When we reached a town called Banco, everyone got off the bus except me and a teenage boy.  At this point the driver handed the bus over to his assistant.  Mompox was supposed to be an hour away.  It probably took us another two and a half hours to get there.  The assistant got behind the wheel as rigidly as a missionary mounting a blow-up sex doll, and proceeded to drive, his white knuckles tensely gripping the steering wheel.  We got behind a truck that wasn’t going more than thirty miles an hour, but the assistant never mustered up the nerve to pass it.  When it finally pulled off the road and we could speed up, the assistant hit a pothole so hard it nearly buckled the bus in two.  The teenage boy and I went flying and the driver swore in surprise.  This was the teachable moment he’d been waiting for all his life.

The driver produced a headlamp and made the assistant accompany him as they went out and inspected the bus for damage.  We must have sat there for twenty minutes.  I think the assistant would’ve gladly resigned his commission at that point and handed the bus back over to the driver, but the driver made him finish the route.  By the time we crept into Mompox, it was close to midnight.  We pulled over by the side of the road and they told me we’d arrived.  There were no lights, no station, nothing.  I had no idea where my hostel was or how to get there.

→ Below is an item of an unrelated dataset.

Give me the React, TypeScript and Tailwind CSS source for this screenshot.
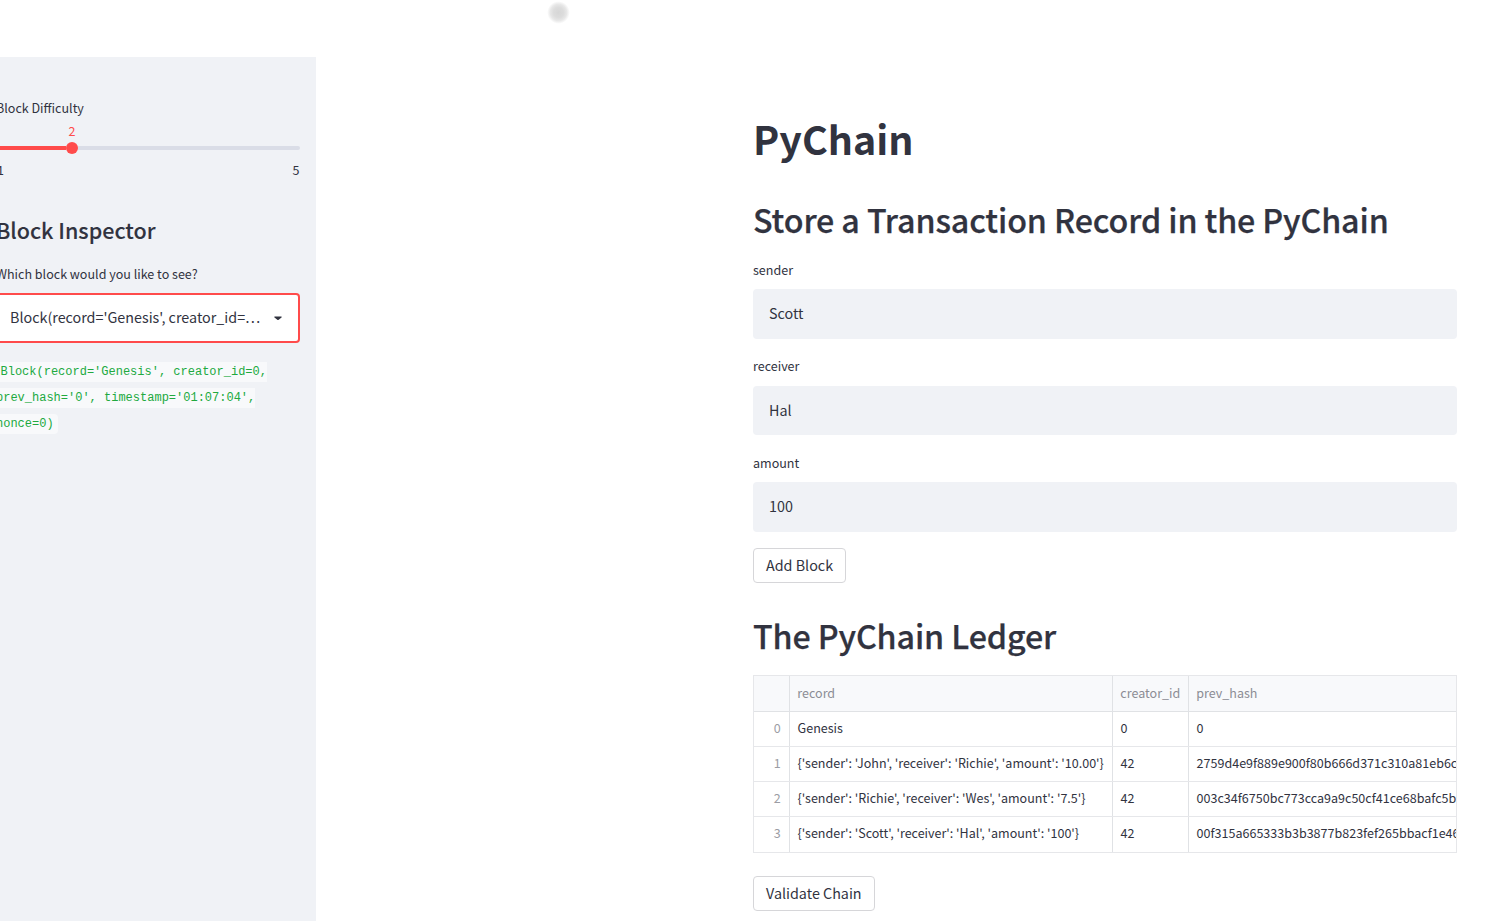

Just then a man pulled up on a motorcycle.  The driver talked to him and they called me over.  The man took my suitcase and put it on his handlebars.  I got on behind him, just as it started pouring again.  That is why I travel.  Racing through the rain, holding on for dear life, praying that you’re not being swindled.  We pulled up in front of the hostel just as they were bringing the last chair inside.  Although I didn’t see any horses, the room that they assigned me appeared to be a stall.